Dynamic analysis of multiple response patterns in a flexible multibody system with hybrid uncertainties

Multibody systems are often subject to multiple sources of uncertainty, including both random and interval types. The dynamic response of such a multibody system may exhibit multiple patterns that traditional surrogate modeling methods fail to capture effectively. To address this issue, this paper presents a hierarchical hybrid Kriging modeling approach for accurately predicting the multiple dynamic response patterns in a flexible multibody system with hybrid uncertainties. The approach employs adaptive K -means clustering to automatically identify the dynamic response patterns, assigning the inner-layer random samples and their dynamic responses to respective clusters under fixed outer-layer intervals.

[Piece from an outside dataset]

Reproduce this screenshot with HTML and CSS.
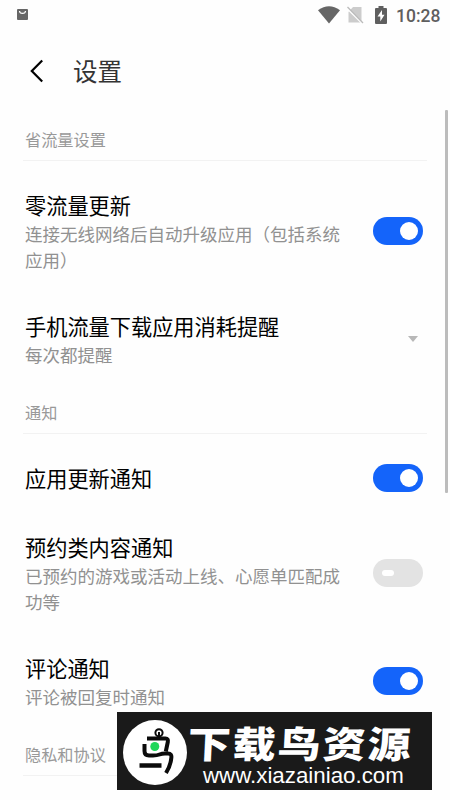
FILE: index.html
```html
<!DOCTYPE html>
<html lang="zh-CN">
<head>
<meta charset="utf-8">
<title>设置</title>
<link rel="stylesheet" href="styles.css">
</head>
<body>
<div class="screen">
  <div class="statusbar">
    <svg class="bag" width="11" height="11" viewBox="0 0 11 11"><rect width="11" height="11" rx="1" fill="#666"/><path d="M2.5 2C2.7 5.2 8.3 5.2 8.5 2" fill="none" stroke="#fff" stroke-width="1.2"/></svg>
    <div class="status-icons">
      <svg class="wifi" width="22" height="18" viewBox="0 0 22 18"><path d="M0 4.3Q11-3.8 22 4.3L11 17.5Z" fill="#666"/></svg>
      <svg class="sim" width="17" height="18" viewBox="0 0 17 18"><path d="M6 1H14.5V16.5H1.5V6Z" fill="#ccc"/><path d="M0 2L16 18" stroke="#fff" stroke-width="2"/><path d="M.5 1L16 17" stroke="#bbb" stroke-width="1.3"/></svg>
      <svg class="battery" width="12" height="18" viewBox="0 0 12 18"><path d="M3.5 0H8.5V2H11Q12 2 12 3V17Q12 18 11 18H1Q0 18 0 17V3Q0 2 1 2H3.5Z" fill="#5f5f5f"/><path d="M7 4L2.5 10.5H5.3V15.5L9.5 8.7H7Z" fill="#fff"/></svg>
      <span class="clock">10:28</span>
    </div>
  </div>
  <header class="header">
    <svg width="14" height="24" viewBox="0 0 14 24"><path d="M12.2 1.5L1.8 12L12.2 22.5" fill="none" stroke="#000" stroke-width="2.2"/></svg>
    <h1>设置</h1>
  </header>
  <main class="settings">
    <h2 class="section">省流量设置</h2>
    <div class="row">
      <div class="text"><div class="title">零流量更新</div><div class="desc">连接无线网络后自动升级应用（包括系统<br>应用）</div></div>
      <span class="toggle on"></span>
    </div>
    <div class="row">
      <div class="text"><div class="title">手机流量下载应用消耗提醒</div><div class="desc">每次都提醒</div></div>
      <svg class="caret" width="10" height="6" viewBox="0 0 10 6"><path d="M0 0H10L5 6Z" fill="#b8b8b8"/></svg>
    </div>
    <h2 class="section">通知</h2>
    <div class="row">
      <div class="text"><div class="title">应用更新通知</div></div>
      <span class="toggle on"></span>
    </div>
    <div class="row">
      <div class="text"><div class="title">预约类内容通知</div><div class="desc">已预约的游戏或活动上线、心愿单匹配成<br>功等</div></div>
      <span class="toggle"></span>
    </div>
    <div class="row">
      <div class="text"><div class="title">评论通知</div><div class="desc">评论被回复时通知</div></div>
      <span class="toggle on"></span>
    </div>
    <h2 class="section">隐私和协议</h2>
  </main>
  <div class="scrollbar"></div>
  <div class="banner">
    <svg class="logo" width="64" height="65" viewBox="0 0 64 65"><ellipse cx="32" cy="32.5" rx="32" ry="32.5" fill="#fff"/><g fill="none" stroke="#0b0b0b"><circle cx="36" cy="12.8" r="3.6" stroke-width="2"/><path d="M36 12V18" stroke-width="2"/><path d="M24 18.5H42.5Q45.5 18.5 44.8 22L42.8 31.5" stroke-width="4"/><path d="M21.5 24V31Q21.5 35.5 26 35.5H30Q34 35.5 36.5 34.5T42 33.5H45Q49 33.5 48.3 38Q47.5 46 43 53" stroke-width="4"/><path d="M16.5 45.5H38.5" stroke-width="4.5"/></g><circle cx="31.8" cy="26.5" r="4.5" fill="#20d65a"/></svg>
    <div class="brand"><div class="brand-name">下载鸟资源</div><div class="brand-url">www.xiazainiao.com</div></div>
  </div>
</div>
</body>
</html>
```
FILE: styles.css
```css
* { box-sizing: border-box; }
body { margin: 0; background: #fefefe; font-family: "Noto Sans CJK SC", sans-serif; }
.screen { position: relative; width: 450px; height: 800px; overflow: hidden; }
.statusbar { display: flex; justify-content: space-between; height: 32px; padding: 0 10px 0 17px; }
.bag { margin-top: 9px; }
.status-icons { display: flex; align-items: flex-start; color: #5f5f5f; }
.wifi { margin-top: 6px; }
.sim { margin: 6px 0 0 7px; }
.battery { margin: 6px 0 0 11px; }
.clock { width: 44px; margin-left: 9px; font: 500 17.5px/32px Roboto, sans-serif; white-space: nowrap; }
.header { display: flex; align-items: center; height: 77px; padding: 0 30px; }
.header h1 { margin: 0 0 0 29px; padding-top: 1px; font-size: 24.5px; font-weight: 400; line-height: 36px; color: #333; }
.settings { padding: 11px 23px 0; }
.section { height: 41px; margin: 0 0 29px; padding-left: 2px; border-bottom: 1px solid #f2f2f2; font-size: 16.2px; font-weight: 400; line-height: 39px; color: #999; }
.row { display: flex; align-items: center; justify-content: space-between; margin-bottom: 38.5px; padding: 0 4px 0 2px; }
.row:has(+ .section) { margin-bottom: 25.5px; }
.title { padding-bottom: 2px; font-size: 21.2px; line-height: 29px; color: #000; white-space: nowrap; }
.desc { font-size: 17.5px; line-height: 25.5px; color: #919191; white-space: nowrap; }
.toggle { display: flex; align-items: center; flex: none; width: 50px; height: 28px; padding: 0 5px 0 9px; border-radius: 14px; background: #e3e3e3; }
.toggle::before { content: ""; width: 12px; height: 6px; border-radius: 3px; background: #fff; }
.toggle.on { justify-content: flex-end; background: #1464fa; }
.toggle.on::before { width: 18px; height: 18px; border-radius: 50%; }
.caret { margin-right: 5px; }
.scrollbar { position: absolute; left: 445px; top: 110px; width: 2.5px; height: 383px; border-radius: 1px; background: #bcbcbc; }
.banner { position: absolute; left: 117px; top: 712px; display: flex; width: 315px; height: 78px; padding: 8px 0 0 6px; background: #1a1a1a; color: #fff; }
.logo { flex: none; }
.brand { margin-left: 1px; }
.brand-name { height: 41px; font-size: 43px; font-weight: 900; line-height: 45px; transform: skewX(-3deg) scaleY(.86); letter-spacing: 2px; white-space: nowrap; }
.brand-url { margin-left: 15px; font: 22.3px/30px "Liberation Sans", sans-serif; white-space: nowrap; }
```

Following this assignment, variance-based sequential sampling augments the sample sets. The paper details the hierarchical hybrid Kriging model for each pattern, where the inner-layer model captures the influence of random uncertainties on the dynamic response, and the outer-layer model characterizes the propagation of interval uncertainties into the response mean and variance. This integrated process enables high-fidelity modeling and reliable prediction of multiple dynamic response patterns. Two classic examples demonstrate the high accuracy and computational efficiency of the method, which needs only 0.28 % of the computation time of the Monte Carlo-Scanning method.